### EXERCISE DIRECTIONS
Retype the whole listing verbatim and keep the pictures out of it.

** Begin DATA PROVIDED **

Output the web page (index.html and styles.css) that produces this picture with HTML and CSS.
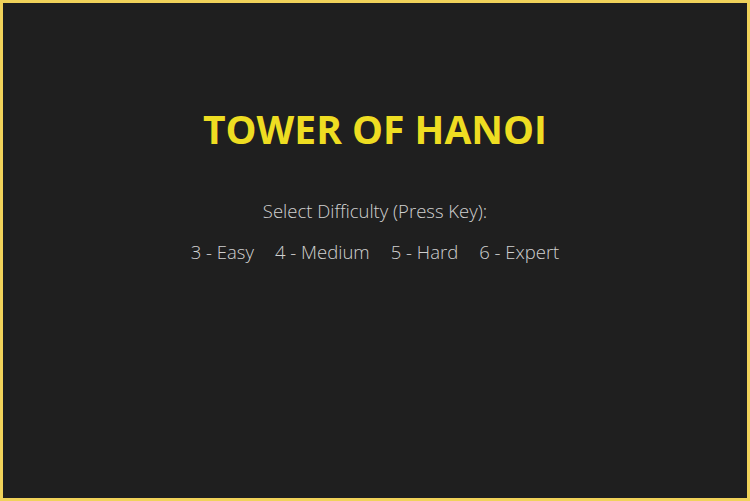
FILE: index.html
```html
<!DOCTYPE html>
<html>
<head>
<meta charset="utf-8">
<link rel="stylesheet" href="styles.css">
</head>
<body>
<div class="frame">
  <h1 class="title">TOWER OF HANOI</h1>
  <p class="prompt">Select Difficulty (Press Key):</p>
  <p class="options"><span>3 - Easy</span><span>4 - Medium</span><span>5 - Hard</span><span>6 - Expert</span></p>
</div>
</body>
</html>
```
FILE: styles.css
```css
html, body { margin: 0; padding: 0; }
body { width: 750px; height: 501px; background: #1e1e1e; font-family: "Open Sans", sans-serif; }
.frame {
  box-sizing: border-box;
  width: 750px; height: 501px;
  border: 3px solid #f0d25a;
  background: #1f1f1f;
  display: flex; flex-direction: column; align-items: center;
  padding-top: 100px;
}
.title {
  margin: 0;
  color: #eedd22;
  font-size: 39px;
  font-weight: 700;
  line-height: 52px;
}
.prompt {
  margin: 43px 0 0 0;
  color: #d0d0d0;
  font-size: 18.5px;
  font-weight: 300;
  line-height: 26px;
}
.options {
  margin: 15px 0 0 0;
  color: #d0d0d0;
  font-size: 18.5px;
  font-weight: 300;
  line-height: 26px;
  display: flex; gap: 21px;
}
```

** End DATA PROVIDED **

### SOLVED EXERCISE
Output the web page (index.html and styles.css) that produces this picture with HTML and CSS.
FILE: index.html
```html
<!DOCTYPE html>
<html>
<head>
<meta charset="utf-8">
<link rel="stylesheet" href="styles.css">
</head>
<body>
<div class="frame">
  <h1 class="title">TOWER OF HANOI</h1>
  <p class="prompt">Select Difficulty (Press Key):</p>
  <p class="options"><span>3 - Easy</span><span>4 - Medium</span><span>5 - Hard</span><span>6 - Expert</span></p>
</div>
</body>
</html>
```
FILE: styles.css
```css
html, body { margin: 0; padding: 0; }
body { width: 750px; height: 501px; background: #1e1e1e; font-family: "Open Sans", sans-serif; }
.frame {
  box-sizing: border-box;
  width: 750px; height: 501px;
  border: 3px solid #f0d25a;
  background: #1f1f1f;
  display: flex; flex-direction: column; align-items: center;
  padding-top: 100px;
}
.title {
  margin: 0;
  color: #eedd22;
  font-size: 39px;
  font-weight: 700;
  line-height: 52px;
}
.prompt {
  margin: 43px 0 0 0;
  color: #d0d0d0;
  font-size: 18.5px;
  font-weight: 300;
  line-height: 26px;
}
.options {
  margin: 15px 0 0 0;
  color: #d0d0d0;
  font-size: 18.5px;
  font-weight: 300;
  line-height: 26px;
  display: flex; gap: 21px;
}
```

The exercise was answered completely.